All these documents were found in the same place in the Palace of Knossos, the East West Corridor, located in an area just to the east of the great central court (conventionally known as J1) (Olivier 1967; Driessen 2000). They are dated approximately between LM IIIA2 and LM IIIB (between the end of the 14th and the beginning of the 13rd century BC) (Firth-Skelton 2016; Firth-Melena 2016a).
All texts show a homogeneous structure: they typically present on the left a shepherd’s name in larger characters, the inscription then continues on the right on two lines; the top line contains a collector’s name and the logogram for the animal (sheep), followed by a numeral, while a toponym appears in the lower section. (Greco 2010, 148).
Preliminary Notes (series Dv)
The Dv series comprises 280 palm-leaf tablets compiled by the scribe H 117 and deals with the inventory of the flocks of sheep of the Palace. However, it has been impossible to determine in detail the characteristics of the flocks recorded, due to the fragmentary state of the documents included in this class (Olivier 1967; Aurora 2015, DAMOS, Database of Mycenaean at Oslo); only eight documents in this series mention the toponym pa-i-to (Phaistos) (Greco 2010, 148). In fact, the fragmentary nature of these texts allows us to formulate hypotheses concerning only the number or sex of the sheep recorded.
Dv 8413+
Unlike most of the documents of the Dagv group, KN Dv 8413+ was not found in the East West Corridor (J1), and the exact find-spot is not known.
Only a small fragment is preserved from the complete tablet, so it is possible to understand little about the original meaning of the text: nothing more than a part of the syllabogram AB 05 to and the “buttonhole” of the logogram *106 OVIS. The absence of the logogram’s bottom does not allow the sex of registered sheep to be understood, so they are conventionally noted with the wording OVISx (KT VI s.v.).
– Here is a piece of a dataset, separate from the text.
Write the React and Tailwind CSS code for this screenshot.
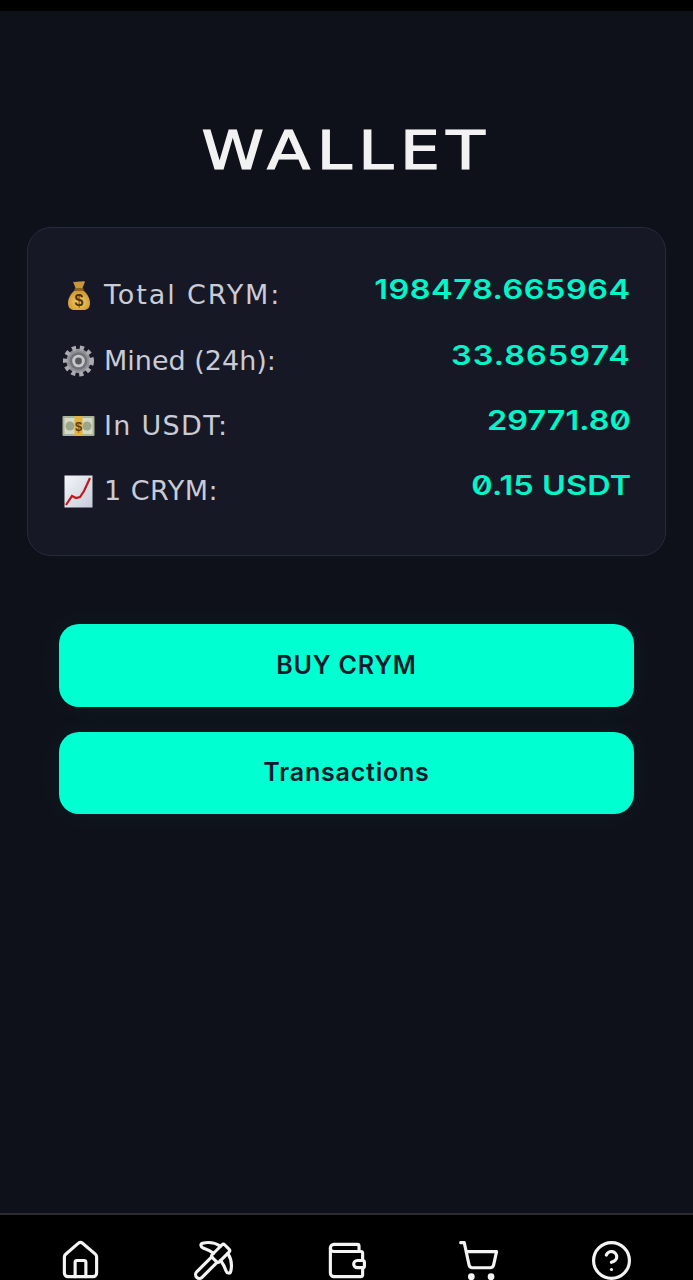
import { House, Pickaxe, Wallet, ShoppingCart, CircleHelp } from 'lucide-react';

const BagIcon = () => (
    <svg width="32" height="32" viewBox="0 0 32 32">
        <defs>
            <radialGradient id="bagFill" cx="0.5" cy="0.6" r="0.65">
                <stop offset="0" stopColor="#f6cf6a" />
                <stop offset="1" stopColor="#c98f2e" />
            </radialGradient>
        </defs>
        <path d="M10 1.500c2 1.200 3.500 .2 6 0 2.500 .2 4 -1 6 .2l-2.500 6.300h-7z" fill="#c9963a" />
        <rect x="11.500" y="8" width="9" height="2.500" rx="1.200" fill="#8a6420" />
        <path d="M11.500 10.500h9c4 3.500 6.500 8 6.500 12.500 0 5 -3 7 -6 7h-10c-3 0 -6 -2 -6 -7 0 -4.500 2.500 -9 6.500 -12.500z" fill="url(#bagFill)" />
        <text x="16" y="26" textAnchor="middle" fontSize="16" fontWeight="700" fill="#4a3410" fontFamily="'Liberation Sans', sans-serif">$</text>
    </svg>
);

const GearIcon = () => (
    <svg width="34" height="34" viewBox="0 0 34 34">
        <circle cx="17" cy="17" r="12.500" fill="#8e9096" />
        <circle cx="17" cy="17" r="13.500" fill="none" stroke="#a9abb0" strokeWidth="5" strokeDasharray="4.200 3.870" />
        <circle cx="17" cy="17" r="9" fill="#6f7177" />
        <circle cx="17" cy="17" r="6.500" fill="#c4c6ca" />
        <circle cx="17" cy="17" r="3.500" fill="#55575c" />
    </svg>
);

const CashIcon = () => (
    <svg width="33" height="22" viewBox="0 0 33 22">
        <rect x="0.500" y="1" width="32" height="20" rx="1" fill="#a9b59a" />
        <rect x="2.500" y="3" width="28" height="16" fill="#d6d9c4" />
        <circle cx="8" cy="11" r="4.500" fill="#9ba68a" />
        <circle cx="25" cy="11" r="4.500" fill="#9ba68a" />
        <rect x="12.500" y="1" width="8" height="20" fill="#e2b33f" />
        <text x="16.500" y="16" textAnchor="middle" fontSize="13" fontWeight="700" fill="#5a4310" fontFamily="'Liberation Sans', sans-serif">$</text>
    </svg>
);

const ChartIcon = () => (
    <svg width="29" height="33" viewBox="0 0 29 33">
        <defs>
            <linearGradient id="chartFill" x1="0" y1="0" x2="1" y2="1">
                <stop offset="0" stopColor="#f4f6f9" />
                <stop offset="1" stopColor="#c6ccd8" />
            </linearGradient>
        </defs>
        <rect x="0.500" y="0.500" width="28" height="32" fill="url(#chartFill)" />
        <path d="M2 30l6 -9 4 2 4 -1 4 -6 6 -13" fill="none" stroke="#c4161c" strokeWidth="2.200" />
    </svg>
);

const ROWS = [
    { icon: <BagIcon />, label: "Total CRYM:", labelClass: "tracking-[1.9px]", value: "198478.665964", valueClass: "tracking-[0.45px]" },
    { icon: <GearIcon />, label: "Mined (24h):", labelClass: "tracking-[0px]", value: "33.865974", valueClass: "tracking-[0.9px]" },
    { icon: <CashIcon />, label: "In USDT:", labelClass: "tracking-[1.3px]", value: "29771.80", valueClass: "tracking-[0.05px]" },
    { icon: <ChartIcon />, label: "1 CRYM:", labelClass: "tracking-[0.5px]", value: "0.15 USDT", valueClass: "tracking-[0.1px]" },
];

const NAV_ICONS = [House, Pickaxe, Wallet, ShoppingCart, CircleHelp];

export default function App() {
    return (
        <div className="h-[1280px] overflow-hidden flex flex-col bg-[#0f111a] font-['Inter',sans-serif]">
            <div className="h-[11px] bg-black shrink-0"></div>

            <main className="flex-1">
                <h1 className="mt-[106px] h-[68px] leading-[68px] text-center text-[54px] font-normal tracking-[5.5px] scale-x-[1.17] text-[#f2f2f2] [-webkit-text-stroke:1.2px_#f2f2f2] font-['DejaVu_Sans',sans-serif]">WALLET</h1>

                <div className="mt-[42px] mx-[27px] h-[329px] pt-[35px] pl-[34px] pr-[34px] rounded-[24px] bg-[#161825] border border-[#252b3b] shadow-[0_0_24px_rgba(0,255,209,0.02)]">
                    {ROWS.map(row => (
                        <div key={row.label} className="h-[65.33px] flex items-center justify-between">
                            <div className="flex items-center">
                                <span className="w-[33px] flex justify-center">{row.icon}</span>
                                <span className={`ml-[9px] text-[27px] text-[#c9cbd6] font-['DejaVu_Sans',sans-serif] ${row.labelClass}`}>{row.label}</span>
                            </div>
                            <span className={`mb-[10px] text-[27px] font-semibold slashed-zero scale-x-[1.2] origin-right text-[#00f5c8] ${row.valueClass}`}>{row.value}</span>
                        </div>
                    ))}
                </div>

                <div className="mt-[68px] mx-[59px] flex flex-col gap-[25px]">
                    <button className="h-[82.5px] rounded-[20px] bg-[#00ffd1] text-[25px] font-semibold tracking-[0.8px] text-[#0f1a2e] shadow-[0_0_30px_rgba(0,255,209,0.05)]">BUY CRYM</button>
                    <button className="h-[82.5px] rounded-[20px] bg-[#00ffd1] text-[25px] font-semibold tracking-[0.8px] text-[#0f1a2e] shadow-[0_0_30px_rgba(0,255,209,0.05)]">Transactions</button>
                </div>
            </main>

            <nav className="h-[67px] shrink-0 bg-black border-t-2 border-[#2a2b30] flex justify-between pl-[59px] pr-[60px] pt-[24px]">
                {NAV_ICONS.map((Icon, i) => (
                    <Icon key={i} size={43} strokeWidth={1.75} color="#f4f4f4" />
                ))}
            </nav>
        </div>
    );
}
Despite the fragmentary nature of the text, however, the few signs preserved have made it possible to identify its scribal hand, H 117. This evidence, in addition to the attestation of the syllabogram to and the mention of sheep, would also lead to the conclusion that KN Dv 8413 + belongs to the group of documents written by H 117 and dealing with animal husbandry. All of them are palm-leaf shaped tablets with a regular format. Thus, it is highly plausible that the sign ]to preserved in the fracture constitutes the end of the locality related to the flocks (Greco 2010, 105-106).
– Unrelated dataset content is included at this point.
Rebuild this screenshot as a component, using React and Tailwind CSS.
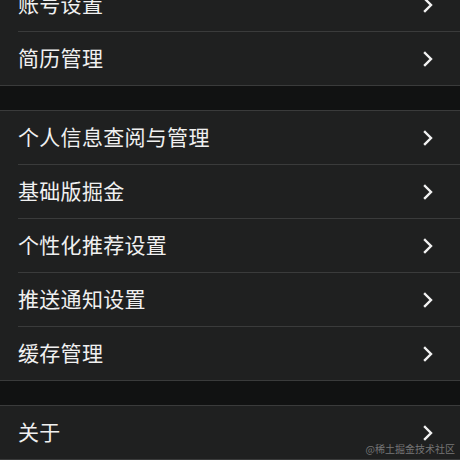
import React from "react";

function Chevron() {
  return (
    <svg width="12" height="16" viewBox="0 0 12 16" className="shrink-0">
      <path d="M3 2 L9 8 L3 14" fill="none" stroke="#f2f2f2" strokeWidth="2.4" strokeLinecap="square" strokeLinejoin="miter" />
    </svg>
  );
}

function Row({ label, last }) {
  return (
    <div className="bg-[#1f2020]">
      <div className="h-[53px] flex items-center pl-[18px] pr-[26px]">
        <span className="flex-1 text-[21px] leading-none text-[#f0f0f0] tracking-[0.3px] pb-[3px]">{label}</span>
        <Chevron />
      </div>
      {!last && (
        <div className="pl-[18px]">
          <div className="h-px bg-[#3a3b3b]" />
        </div>
      )}
    </div>
  );
}

function Band() {
  return <div className="h-[24px] bg-[#111212] border-y border-[#3a3b3b] box-content" />;
}

export default function App() {
  const sections = [
    ["账号设置", "简历管理"],
    ["个人信息查阅与管理", "基础版掘金", "个性化推荐设置", "推送通知设置", "缓存管理"],
    ["关于"],
  ];
  return (
    <div
      className="relative w-[460px] h-[460px] overflow-hidden bg-[#1f2020]"
      style={{ fontFamily: '"Noto Sans CJK SC", "Noto Sans", sans-serif' }}
    >
      <div className="mt-[-22px] flex flex-col">
        {sections.map((items, si) => (
          <React.Fragment key={si}>
            {si > 0 && <Band />}
            {items.map((it, i) => (
              <Row key={it} label={it} last={i === items.length - 1} />
            ))}
          </React.Fragment>
        ))}
        <div className="h-px bg-[#3a3b3b]" />
      </div>
      <div className="absolute right-[5px] bottom-[6px] text-[10px] leading-none text-[#8a8a8a] opacity-80">
        @稀土掘金技术社区
      </div>
    </div>
  );
}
As far as the identification of the toponym is concerned, at least eight localities with a to-ending are mentioned in the documents from Knossos: da-*22-to, ku-ta-to, pa-i-to, qa-na-no-to, ra-su-to, ra-to, ru-ki-to and ti-ri-to. However, by cross-referencing the data with the documents in the Dn series, the final count of all the flocks recorded by H 117, ordered by toponym but without the mention of the collector, it is perhaps possible to exclude some of them. Indeed, the group of documents pertaining to the toponyms ti-ri-to and da-*22-to without the mention of the collector can be said to be essentially complete (Greco 2010, 105-106 and 212), so that the possibility of KN Dv 8413 + referring to either locality can be plausibly excluded. On the other hand, the groups of documents characterised by the presence of the toponyms ku-ta-to, pa-i-to and ru-ki-to are missing some texts, so they could be compatible with the fragment KN Dv 8413 +. So, considering that KN Dn 1094 + reports a total of 1509 animals without a collector in Phaistos (pa-i-to) and that the number of animals recorded in the surviving tablets mentioning the name pa-i-to is less than 409, as Greco points out, ‘…it is not difficult to think that about three or four tablets of this series are missing, which, perhaps, can be found among the fragmentary ones ending in ]to…’ (Greco 2010, 160-161), such as KN Da 5251, Db 7172+, De 1585, Dv 5322+, Dv 9626, and Dv 8413+.
Similarly, however, since in the case of the localities of ra-to and ra-su-to no totalling documents of KN Dn 1094 type have been found and it is therefore not possible to know whether these groups of documents are complete or not, it cannot be completely excluded that the remains of the toponym in KN Dv 8413+ are to be completed with the name of one of these two localities.
The fragment, therefore, although very small in size and apparently poor in information, could be relevant insofar as it could constitute a further attestation of Phaistos (pa-i-to) in the corpus of Linear B documents from Knossos.
to: the final syllabogram of a lexeme possibly related to a toponym, perhaps one of the eight place names noted on the tablets conventionally ascribed to the Dagv group: ku-ta-to, da-*22-to, ra-su-to, ra-to, ti-ri-to, ru-ki-to, qa-na-no-to and pa-i-to (Greco 2010, 105-106).